Proposal categorization

The author has collected most of the active proposals and tagged them with focus areas, placing them in quadrants for easier visual understanding by the readers.

Regarding the need for categorization:

  1. The four focus areas are not entirely isolated from each other; for example, BIPs that enhance programmability may also contribute to scalability to some extent.

  2. A proposal may have multiple aspects of focus; for example, OP_CAT itself enhances programmability, but more people are pushing it because it helps achieve validity rollup.

  3. The focus areas of a proposal require a certain 'consensus' (which is political in nature). It should be noted that there is no unique definition here, as different participants may have different perspectives.

  4. The second diagram is not a coordinate system but categorizes based on labels; the attributes of the circles (size/position/color, etc.) do not carry special significance.

proposal category-2

proposal category-1

Community voices

From the above diagram, it can be seen that there is a certain consensus in the community regarding the problems to be solved by upgrades, which can be categorized into two main types related to the functionalities needed by the payment system.

  1. Programmability: Enhancing the programming capabilities of UTXOs, such as covenant/vault/transaction introspection/conditional payments/script enhancements, etc.

  2. Scalability: For L2 expansion, the overall scheme is divided into on-chain verification and off-chain verification, both of which have actively promoted proposals.

The puzzle of consensus

The author believes that the Bitcoin community is trapped in a maze of consensus regarding the next upgrade for the following reasons:

  1. Rigidity: A software system with an FDV close to $2T, a considerable portion of stakeholders prefer to maintain stability, and no party is willing to take responsibility for accidents.

  2. Stakeholders are highly differentiated: Different interests have different demands and can play different roles at different stages; the government has also become a stakeholder.

  3. Governance mechanisms are inadequate: As the earliest blockchain, Bitcoin lacks a very well-developed governance mechanism; the community also cannot reach a consensus on the activation method of soft forks.

  4. The role of Protocol Developers is itself dynamic: Even though they may veto some proposals, they cannot simply be characterized as conservative or progressive.

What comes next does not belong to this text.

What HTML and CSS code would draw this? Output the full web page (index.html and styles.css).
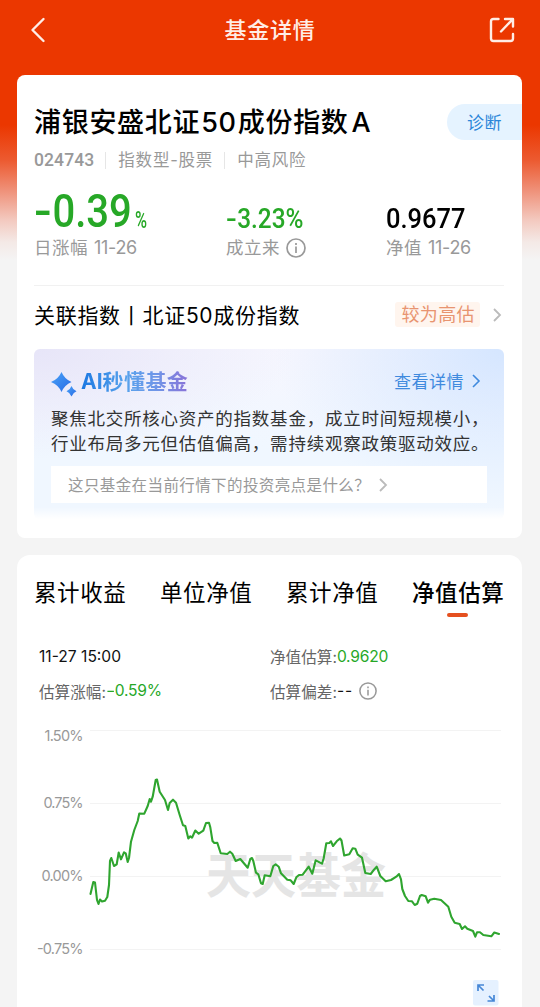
FILE: index.html
```
<!DOCTYPE html>
<html lang="zh-CN">
<head>
  <meta charset="UTF-8">
  <meta name="viewport" content="width=device-width, initial-scale=1.0">
  <title>基金详情</title>
  <link rel="stylesheet" href="styles.css">
</head>
<body>
  <header class="navbar">
    <svg class="nav-icon back" viewBox="0 0 16 26"><path d="M13.5 2 L2.5 13 L13.5 24"/></svg>
    <h1>基金详情</h1>
    <svg class="nav-icon share" viewBox="0 0 26 26"><path d="M9.5 2H4.5Q2 2 2 4.5V21.5Q2 24 4.5 24H21.5Q24 24 24 21.5V17M12 14.500L23.500 2.500M16 2H24V9.500"/></svg>
  </header>

  <section class="card summary">
    <div class="title-row">
      <h2>浦银安盛北证<span class="num">50</span>成份指数<span class="letter">A</span></h2>
      <div class="diagnose">诊断</div>
    </div>
    <div class="meta">
      <span class="code">024743</span>
      <span class="type">指数型-股票</span>
      <span>中高风险</span>
    </div>
    <div class="stats">
      <div class="stat">
        <div class="value big green"><span class="digits"><span class="minus">-</span>0.39</span><span class="unit">%</span></div>
        <div class="label">日涨幅 <span class="date">11-26</span></div>
      </div>
      <div class="stat">
        <div class="value green"><span class="digits"><span class="minus">-</span>3.23%</span></div>
        <div class="label">成立来
          <svg class="info" viewBox="0 0 20 20"><circle cx="10" cy="10" r="9"/><path d="M10 8.500V15M10 5V7"/></svg>
        </div>
      </div>
      <div class="stat">
        <div class="value"><span class="digits wide">0.9677</span></div>
        <div class="label">净值 <span class="date">11-26</span></div>
      </div>
    </div>
    <div class="index-row">
      <div class="index-name">关联指数丨北证<span class="num">50</span>成份指数</div>
      <span class="badge">较为高估</span>
      <svg class="arrow" viewBox="0 0 8 14"><path d="M1 1L7 7L1 13"/></svg>
    </div>
    <div class="ai-box">
      <div class="ai-head">
        <svg class="sparkle" viewBox="0 0 26 25">
          <defs>
            <linearGradient id="spark" x1="0" y1="0" x2="1" y2="1">
              <stop offset="0" stop-color="#4aa4f8"/>
              <stop offset="1" stop-color="#2869e4"/>
            </linearGradient>
          </defs>
          <path d="M10.500 0Q13.500 7 20.500 10Q13.500 13 10.500 20Q7.500 13 0 10Q7.500 7 10.500 0Z"/>
          <path d="M20.500 14Q21.900 17.900 25.500 19.300Q21.900 20.700 20.500 24.500Q19.100 20.700 15.500 19.300Q19.100 17.900 20.500 14Z"/>
        </svg>
        <h3><span class="ai">AI</span>秒懂基金</h3>
        <a class="more">查看详情<svg class="arrow blue" viewBox="0 0 8 14"><path d="M1 1L7 7L1 13"/></svg></a>
      </div>
      <p>聚焦北交所核心资产的指数基金，成立时间短规模小，<br>行业布局多元但估值偏高，需持续观察政策驱动效应。</p>
      <div class="ask">
        <span>这只基金在当前行情下的投资亮点是什么？</span>
        <svg class="arrow" viewBox="0 0 8 14"><path d="M1 1L7 7L1 13"/></svg>
      </div>
    </div>
  </section>

  <section class="card trend">
    <nav class="tabs">
      <div class="tab">累计收益</div>
      <div class="tab">单位净值</div>
      <div class="tab">累计净值</div>
      <div class="tab active">净值估算</div>
    </nav>
    <div class="estimate">
      <div class="time">11-27 15:00</div>
      <div>净值估算:<span class="green">0.9620</span></div>
      <div>估算涨幅:<span class="green"><span class="minus">-</span>0.59%</span></div>
      <div>估算偏差:<span class="dark">--</span>
        <svg class="info small" viewBox="0 0 20 20"><circle cx="10" cy="10" r="9"/><path d="M10 8.500V15M10 5V7"/></svg>
      </div>
    </div>
    <svg class="chart" viewBox="17 715 505 292">
      <g class="grid">
        <path d="M90 730.500H501M90 803.500H501M90 876.500H501M90 949.500H501"/>
      </g>
      <text class="watermark" transform="translate(206 893) scale(1 1.060)" textLength="180" lengthAdjust="spacingAndGlyphs">天天基金</text>
      <g class="axis">
        <text x="44.500" y="741" textLength="39">1.50%</text>
        <text x="43.500" y="808" textLength="40">0.75%</text>
        <text x="41.500" y="881" textLength="42">0.00%</text>
        <text x="37" y="954" textLength="46.500">-0.75%</text>
      </g>
      <polyline class="line" points="90.500,894 93.300,882 95,882.500 97,900 98.500,904 100,899.500 102,901.500 105,900.700 107.300,897 109,885 110,861 111.300,858 114,866 116.700,864.300 118.700,852.500 121,859.300 124,852.300 125.700,853.300 127.700,862 129,858 131,841.700 134.300,830 137.700,821 139.300,813.500 144.300,813.700 147.700,806 149.700,799 151,801.700 152.700,796.700 155.700,780 157,779.500 159.700,791.700 165,800 168,810 169.700,803 173,799.700 176,802.700 179.700,815 183,825.300 185.300,826 188.300,838.500 190.300,836.300 192,837.700 195.300,830.500 198.700,833.700 203.300,830.700 206,823 209,822.700 210.300,827.300 212.500,841 214.300,843 217.300,842.700 220.700,853.300 227.300,854 230,851.700 232.300,853.700 235.700,861 240.300,859 247.700,867.700 250.300,859 252,858 253.300,861 256,872.700 258.300,874.300 261,883.300 262.700,884 264.700,875.300 270.300,876.300 273.300,866 275.700,864.300 278.700,866.700 281,873.300 287.300,879.700 290.700,880.300 293.700,884 296.300,877.300 299,875 302.700,874.700 308.700,866.700 312.300,873.700 315.700,860.300 322,863.700 323.700,858.300 326.300,843.300 329.300,843 331,841.300 333,846 336.700,841.300 340,838.500 341.500,840.500 344.200,855.500 349.300,854.300 352.700,848.300 355.300,848.700 357.700,854.700 362,857.700 365.300,873 370.700,874 374,869.700 376.700,866.700 380.300,876 385.700,881.300 391,880 396.300,876.700 399,874 401,879.300 402.300,889 405,896 408.300,901 412,901.300 414.700,905 417.300,903.700 420,896 421.700,895 425.700,896.300 428,902.700 430,899.700 434.300,898.700 441,900 448.300,906.700 451.300,916.700 454.700,922.700 459.700,924 462,929 465,926.300 467.300,928.700 473,931 475.300,936.700 477,932.300 480,932.300 483.300,935 491.300,936.300 494.300,932.500 499,934"/>
      <g class="expand">
        <rect x="473" y="980" width="25.500" height="25.500" rx="2"/>
        <path d="M484 985H478V991M478.500 985.500L483.500 990.500M494 995V1001H487.500M493.500 1000.500L489 996"/>
      </g>
    </svg>
  </section>
</body>
</html>
```
FILE: styles.css
```
* {
  box-sizing: border-box;
}

body {
  margin: 0;
  height: 1007px;
  overflow: hidden;
  padding: 0 18px 0 17px;
  background: #f4f4f4 linear-gradient(#eb3700 0, #eb3700 125px, #ec5a30 160px, #ef9078 190px, #f3c9bf 220px, #f4e9e6 242px, #f4f4f4 260px) no-repeat;
  font-family: Inter, "Noto Sans CJK SC", sans-serif;
  color: #000;
}

h1, h2, h3, p {
  margin: 0;
}

svg {
  display: block;
  flex: none;
}

.green {
  color: #27a827;
}

/* 顶部导航 */
.navbar {
  height: 75px;
  padding: 0 7px 15px 13px;
  display: flex;
  align-items: center;
  justify-content: space-between;
}

.navbar h1 {
  color: #ffede6;
  font-size: 22px;
  font-weight: 500;
  letter-spacing: .8px;
  padding: 0 0 4px 5px;
}

.nav-icon {
  fill: none;
  stroke: #ffede6;
  stroke-width: 2.4;
  stroke-linecap: round;
  stroke-linejoin: round;
}

.nav-icon.back {
  width: 16px;
  height: 26px;
}

.nav-icon.share {
  width: 26px;
  height: 26px;
}

.card {
  background: #fff;
  border-radius: 8px;
}

/* 基金概况 */
.summary {
  height: 463px;
  padding: 29px 18px 0 17px;
}

.title-row {
  height: 36px;
  margin-right: -18px;
  display: flex;
  align-items: center;
  justify-content: space-between;
}

h2 {
  padding-top: 2px;
  font-size: 27px;
  line-height: 36px;
  font-weight: 500;
  letter-spacing: .7px;
  white-space: nowrap;
}

h2 .num {
  margin: 0 1px;
}

h2 .letter {
  margin-left: 3px;
}

.diagnose {
  width: 75px;
  height: 36px;
  padding-left: 20px;
  border-radius: 18px 0 0 18px;
  background: #e5f3ff;
  color: #2b86d9;
  font-size: 17px;
  line-height: 38px;
  letter-spacing: .4px;
}

.meta {
  height: 24px;
  margin-top: 8px;
  display: flex;
  align-items: center;
  color: #999;
  font-size: 16.5px;
  letter-spacing: .8px;
  white-space: nowrap;
}

.meta span + span {
  margin-left: 11px;
  padding-left: 12px;
  line-height: 17px;
  border-left: 1px solid #e6e6e6;
}

.meta .code {
  font-family: Roboto, sans-serif;
  font-weight: 500;
  font-size: 17.5px;
  letter-spacing: .1px;
}

.stats {
  height: 114px;
  padding-top: 15px;
  border-bottom: 1px solid #f1f1f1;
  display: grid;
  grid-template-columns: 192px 160px 1fr;
}

.value {
  height: 50px;
  display: flex;
  align-items: flex-end;
  font-family: Roboto, sans-serif;
  font-weight: 500;
  font-size: 28px;
  line-height: 28px;
  padding-bottom: 4px;
}

.digits {
  transform: scaleX(.87);
  transform-origin: left;
}

.digits.wide {
  transform: scaleX(.91);
}

.minus {
  display: inline-block;
  transform: scaleX(1.3);
  transform-origin: left;
  margin-right: .12em;
}

.value.big {
  padding-bottom: 8px;
}

.big .digits {
  font-size: 46px;
  line-height: 36px;
  width: 101px;
  white-space: nowrap;
}

.unit {
  font-size: 24px;
  line-height: 17px;
  transform: scaleX(.68);
  transform-origin: left;
}

.label {
  display: flex;
  align-items: center;
  gap: 6px;
  height: 22px;
  color: #999;
  font-size: 17.5px;
  line-height: 20px;
  letter-spacing: .5px;
  white-space: nowrap;
}

.label .date {
  font-size: 18px;
  letter-spacing: -.3px;
}

.info {
  width: 20px;
  height: 20px;
  fill: none;
  stroke: #999;
  stroke-width: 1.7;
}

.index-row {
  height: 63px;
  display: flex;
  align-items: center;
  padding: 0 3px 6px 0;
}

.index-name {
  flex: 1;
  margin-top: -2px;
  font-size: 21px;
  letter-spacing: .7px;
  white-space: nowrap;
}

.badge {
  height: 25px;
  padding: 0 5px 0 6px;
  margin-right: 13px;
  background: #fff5ee;
  border-radius: 3px;
  color: #e89470;
  font-size: 18px;
  line-height: 25px;
  letter-spacing: .4px;
}

.arrow {
  width: 8px;
  height: 14px;
  fill: none;
  stroke: #bbb;
  stroke-width: 1.8;
  overflow: visible;
}

.arrow.blue {
  stroke: #3f8ade;
  stroke-width: 1.6;
}

.ai-box {
  height: 170px;
  padding: 17px 17px 0;
  border-radius: 6px;
  background:
    linear-gradient(to bottom, rgba(255, 255, 255, 0) 93%, #fff),
    radial-gradient(ellipse 230px 160px at 100% 0, #d5e6ff, rgba(213, 230, 255, 0)),
    radial-gradient(ellipse 260px 110px at 0 0, #e7e5f8, rgba(231, 229, 248, 0)),
    linear-gradient(#f6f6fe, #f0f7ff 60%);
}

.ai-head {
  height: 29px;
  display: flex;
  align-items: center;
}

.sparkle {
  width: 26px;
  height: 25px;
  margin-top: 7px;
  fill: url(#spark);
}

h3 {
  margin: 2px 0 0 4px;
  font-size: 21px;
  line-height: 28px;
  font-weight: 700;
  letter-spacing: .4px;
  background: linear-gradient(90deg, #1b78e2, #57a2ec 42%, #6f96e8 70%, #8973d8);
  -webkit-background-clip: text;
  background-clip: text;
  color: transparent;
}

h3 .ai {
  letter-spacing: 0;
}

.more {
  margin-left: auto;
  margin-right: 7px;
  display: flex;
  align-items: center;
  gap: 8px;
  color: #3f8ade;
  font-size: 17px;
  letter-spacing: .5px;
}

.ai-box p {
  margin-top: 12px;
  color: #333;
  font-size: 17.5px;
  line-height: 24.5px;
  letter-spacing: .76px;
  white-space: nowrap;
}

.ask {
  height: 37px;
  margin-top: 10px;
  padding: 0 0 2px 17px;
  display: flex;
  align-items: center;
  background: #fff;
  color: #999;
  font-size: 15.5px;
  letter-spacing: .4px;
}

.ask .arrow {
  margin: 2px 0 0 9px;
}

/* 净值走势 */
.trend {
  height: 470px;
  margin-top: 17px;
  border-radius: 13px 13px 0 0;
}

.tabs {
  height: 84px;
  padding: 21px 0 0 17px;
  display: grid;
  grid-template-columns: repeat(4, 126px);
  font-size: 22.5px;
  line-height: 33px;
  letter-spacing: .6px;
}

.tab.active {
  font-weight: 500;
}

.tab.active::after {
  content: "";
  display: block;
  width: 21px;
  height: 4px;
  margin: 4px 0 0 35px;
  border-radius: 2px;
  background: #e5501f;
}

.estimate {
  height: 76px;
  padding-left: 22px;
  display: grid;
  grid-template-columns: 231px 1fr;
  grid-template-rows: 34px 35px;
  align-items: center;
  color: #666;
  font-size: 15.6px;
}

.estimate > div {
  display: flex;
  align-items: center;
}

.estimate .green {
  letter-spacing: -.2px;
}

.estimate .time,
.dark {
  color: #111;
}

.estimate .time {
  padding-top: 1px;
}

.dark {
  letter-spacing: 1px;
}

.info.small {
  width: 18px;
  height: 18px;
  margin-left: 6px;
}

.chart {
  width: 505px;
  height: 292px;
}

.grid path {
  stroke: #f3f3f3;
  fill: none;
}

.axis text {
  fill: #999;
  font-size: 14.5px;
}

.watermark {
  fill: #e5e5e5;
  font-family: "Noto Sans CJK SC", sans-serif;
  font-size: 45px;
  font-weight: 700;
}

.line {
  fill: none;
  stroke: #2fa52f;
  stroke-width: 2.1;
  stroke-linejoin: round;
  stroke-linecap: round;
}

.expand rect {
  fill: #e5f1ff;
}

.expand path {
  fill: none;
  stroke: #4687d6;
  stroke-width: 1.7;
}
```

  5. Lack of urgency: The development of blockchain infrastructure is becoming increasingly robust, and there is no strong demand for Bitcoin upgrades.

Summary & Takeaway

This article provides an introduction to the basic concepts of Bitcoin upgrades, conducts an in-depth analysis of historical upgrades, and finally looks forward to the active proposals for the next upgrade, summarizing the reasons for the current puzzle of consensus.

After reviewing and looking forward, I believe readers now have a certain understanding of the current state of upgrades, and I will summarize several takeaways.

  1. Pragmatic construction while steadily advancing upgrades; soft forks are more preferable

  2. Stakeholders are highly differentiated, and the community tends to be conservative

  3. Upgrades must be discussed under the premise of adhering to the core values of Bitcoin.

  4. Scalability is just one of the focus areas of upgrades.

  5. A better timing is needed; good upgrade proposals will quickly gain consensus.

  6. The community needs to explore better governance mechanisms.